I visited three of the Magnificent Seven cemeteries in London with friends — Highgate Cemetery, Brompton Cemetery and West Norwood cemetery.
The "magnificent seven" cemeteries
The "Magnificent Seven" is an informal term applied to seven large cemeteries in London that were established in the 19th century to alleviate overcrowding in existing parish burial grounds.
Kensal Green Cemetery (1832)
West Norwood Cemetery (1837)
Highgate Cemetery (1839) — read my review
Abney Park Cemetery (1840)
Nunhead Cemetery (1840)
Brompton Cemetery (1840) — read my review
Tower Hamlets Cemetery (1841)
In 1981, the architectural historian Hugh Meller dubbed the group of cemeteries "The Magnificent Seven" after the 1960 western film of the same name. We visited the Highgate Cemetery, Brompton Cemetery and the West Norwood Cemetery.
Some of you may find it morbid to have a fascination for old cemeteries but they are places of peace and calm, they are aesthetically beautiful and they contain a vast array of plants and wildlife. They are mini ecosystems. My interest is mainly in the aesthetics of the old, abandoned parts where the flora and fauna flourish and many gravestones have fallen over, are leaning precariously and most are semi-buried under ivy and other plants. There are even trees that have grown out of some of the gravestones!

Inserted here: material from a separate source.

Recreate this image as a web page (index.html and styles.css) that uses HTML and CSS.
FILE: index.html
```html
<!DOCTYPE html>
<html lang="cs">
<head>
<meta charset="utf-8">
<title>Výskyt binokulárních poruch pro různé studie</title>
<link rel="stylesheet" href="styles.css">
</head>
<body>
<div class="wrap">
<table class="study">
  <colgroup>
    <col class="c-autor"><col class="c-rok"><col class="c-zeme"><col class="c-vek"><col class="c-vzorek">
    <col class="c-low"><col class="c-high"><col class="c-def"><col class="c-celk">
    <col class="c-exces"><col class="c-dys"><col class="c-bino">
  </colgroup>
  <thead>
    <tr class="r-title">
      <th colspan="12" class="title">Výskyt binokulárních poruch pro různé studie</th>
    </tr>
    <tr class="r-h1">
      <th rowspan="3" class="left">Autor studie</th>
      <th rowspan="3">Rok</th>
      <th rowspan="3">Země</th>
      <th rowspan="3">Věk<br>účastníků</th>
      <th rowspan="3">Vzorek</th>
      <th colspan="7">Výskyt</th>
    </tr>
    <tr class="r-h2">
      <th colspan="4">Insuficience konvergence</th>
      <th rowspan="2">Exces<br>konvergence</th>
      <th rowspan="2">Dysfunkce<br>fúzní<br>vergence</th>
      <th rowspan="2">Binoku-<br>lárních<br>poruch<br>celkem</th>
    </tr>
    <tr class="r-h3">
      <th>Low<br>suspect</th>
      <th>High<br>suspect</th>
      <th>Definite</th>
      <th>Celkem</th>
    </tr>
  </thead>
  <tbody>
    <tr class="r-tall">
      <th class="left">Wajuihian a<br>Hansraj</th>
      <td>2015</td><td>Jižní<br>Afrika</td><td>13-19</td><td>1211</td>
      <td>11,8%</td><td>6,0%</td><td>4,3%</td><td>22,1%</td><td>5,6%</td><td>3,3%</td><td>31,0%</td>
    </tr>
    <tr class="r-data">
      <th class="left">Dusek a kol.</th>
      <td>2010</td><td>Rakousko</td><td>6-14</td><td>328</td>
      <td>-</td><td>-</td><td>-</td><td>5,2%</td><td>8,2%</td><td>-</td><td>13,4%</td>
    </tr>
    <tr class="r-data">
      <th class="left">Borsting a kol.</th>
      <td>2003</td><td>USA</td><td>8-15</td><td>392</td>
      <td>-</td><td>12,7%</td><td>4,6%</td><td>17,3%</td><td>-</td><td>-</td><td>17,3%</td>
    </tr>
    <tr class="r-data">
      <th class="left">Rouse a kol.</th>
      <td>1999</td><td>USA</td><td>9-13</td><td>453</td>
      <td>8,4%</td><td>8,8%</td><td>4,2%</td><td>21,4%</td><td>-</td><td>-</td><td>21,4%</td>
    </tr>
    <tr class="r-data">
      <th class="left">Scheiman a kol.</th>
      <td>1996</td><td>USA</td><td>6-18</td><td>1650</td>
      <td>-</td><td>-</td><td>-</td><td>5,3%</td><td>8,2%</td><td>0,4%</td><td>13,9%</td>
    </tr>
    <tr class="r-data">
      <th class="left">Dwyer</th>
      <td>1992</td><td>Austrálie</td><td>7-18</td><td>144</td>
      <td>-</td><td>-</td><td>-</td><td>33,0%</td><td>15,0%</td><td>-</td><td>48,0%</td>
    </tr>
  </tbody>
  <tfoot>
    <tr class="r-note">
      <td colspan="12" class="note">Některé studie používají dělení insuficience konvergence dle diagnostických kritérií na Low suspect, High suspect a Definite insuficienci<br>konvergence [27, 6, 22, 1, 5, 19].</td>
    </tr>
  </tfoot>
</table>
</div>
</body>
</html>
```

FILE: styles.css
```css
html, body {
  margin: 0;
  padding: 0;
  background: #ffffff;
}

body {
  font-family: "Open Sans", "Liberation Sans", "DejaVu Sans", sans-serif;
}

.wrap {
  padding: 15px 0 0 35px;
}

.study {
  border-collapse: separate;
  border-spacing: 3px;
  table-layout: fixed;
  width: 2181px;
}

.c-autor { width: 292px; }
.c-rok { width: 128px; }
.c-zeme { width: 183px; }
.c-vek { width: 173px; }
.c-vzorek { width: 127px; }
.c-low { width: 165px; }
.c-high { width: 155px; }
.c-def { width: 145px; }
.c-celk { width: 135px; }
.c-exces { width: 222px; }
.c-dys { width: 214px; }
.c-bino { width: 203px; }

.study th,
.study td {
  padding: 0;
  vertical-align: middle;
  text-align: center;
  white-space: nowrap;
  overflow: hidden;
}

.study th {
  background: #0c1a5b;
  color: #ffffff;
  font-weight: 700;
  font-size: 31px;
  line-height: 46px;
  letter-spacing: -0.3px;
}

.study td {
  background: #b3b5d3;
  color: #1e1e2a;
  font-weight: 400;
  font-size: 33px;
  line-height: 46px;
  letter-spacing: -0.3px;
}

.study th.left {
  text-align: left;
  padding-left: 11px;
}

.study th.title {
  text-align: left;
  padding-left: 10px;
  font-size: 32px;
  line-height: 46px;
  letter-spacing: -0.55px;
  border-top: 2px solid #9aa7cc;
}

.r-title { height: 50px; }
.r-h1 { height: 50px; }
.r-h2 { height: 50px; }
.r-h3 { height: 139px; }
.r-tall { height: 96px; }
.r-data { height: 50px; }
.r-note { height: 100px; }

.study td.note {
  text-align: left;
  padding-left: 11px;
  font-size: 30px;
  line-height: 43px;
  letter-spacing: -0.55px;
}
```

About the West Norwood cemetary
West Norwood Cemetery is a 40-acre (16 ha) cemetery and was one of the first private landscaped cemeteries in London. It is a site of major historical, architectural and ecological interest and was the first cemetery in the UK to be designed in the new Gothic style. Its design and location attracted the attention of wealthy and aspirational Victorians, who commissioned many fine mausoleums and memorials for their burial plots and vaults.
The cemetery was built on the site of the ancient Great North Wood from which Norwood took its name. A tree survey of the cemetery in 2005 identified one oak which is thought to date from 1540–1640. Fourteen more oaks, a maple and an ash tree were identified that predate the foundation of the cemetery in 1836. In the first years of the cemetery's operation, these were joined by coniferous trees and evergreen holm oaks.
Its grounds are a mixture of historic monumental cemetery and modern lawn cemetery, but it also has catacombs (you need to book a tour of these) and cremation plots. Reckoned to hold the finest collection of sepulchral monuments in London, it features 69 Grade II and Grade II listed buildings and structures, including a dedicated Greek Orthodox necropolis with 19 listed mausoleums and monuments (see pics below).
The cemetery's extensive Gothic Revival architecture qualifies it as one of the significant cemeteries in Europe.
Notable figures buried in West Norwood cemetery
Sir Henry Tate, sugar magnate (Tate & Lyle) and founder of London's Tate Gallery
Arthur Anderson, co-founder of the Peninsular & Oriental Steam Navigation Company
Paul Julius Baron von Reuter, founder of the news agency
Reverend Charles Spurgeon Baptist, preacher
Isabella Beeton, aka Mrs Beeton the famous cookery writer, who died at 28 in childbirth
Edith O'Gorman the "escaped nun"
Take a virtual tour of the West Norwood cemetery
The last photo below was one that I found very moving. It was the grave of a 13 year old girl from the 19th century.
The inscription on the gravestone is lovely "Well done of God to halve the lot and give her all the sweetness to us the empty room and cot to her the heavens completeness." The statue is beautiful.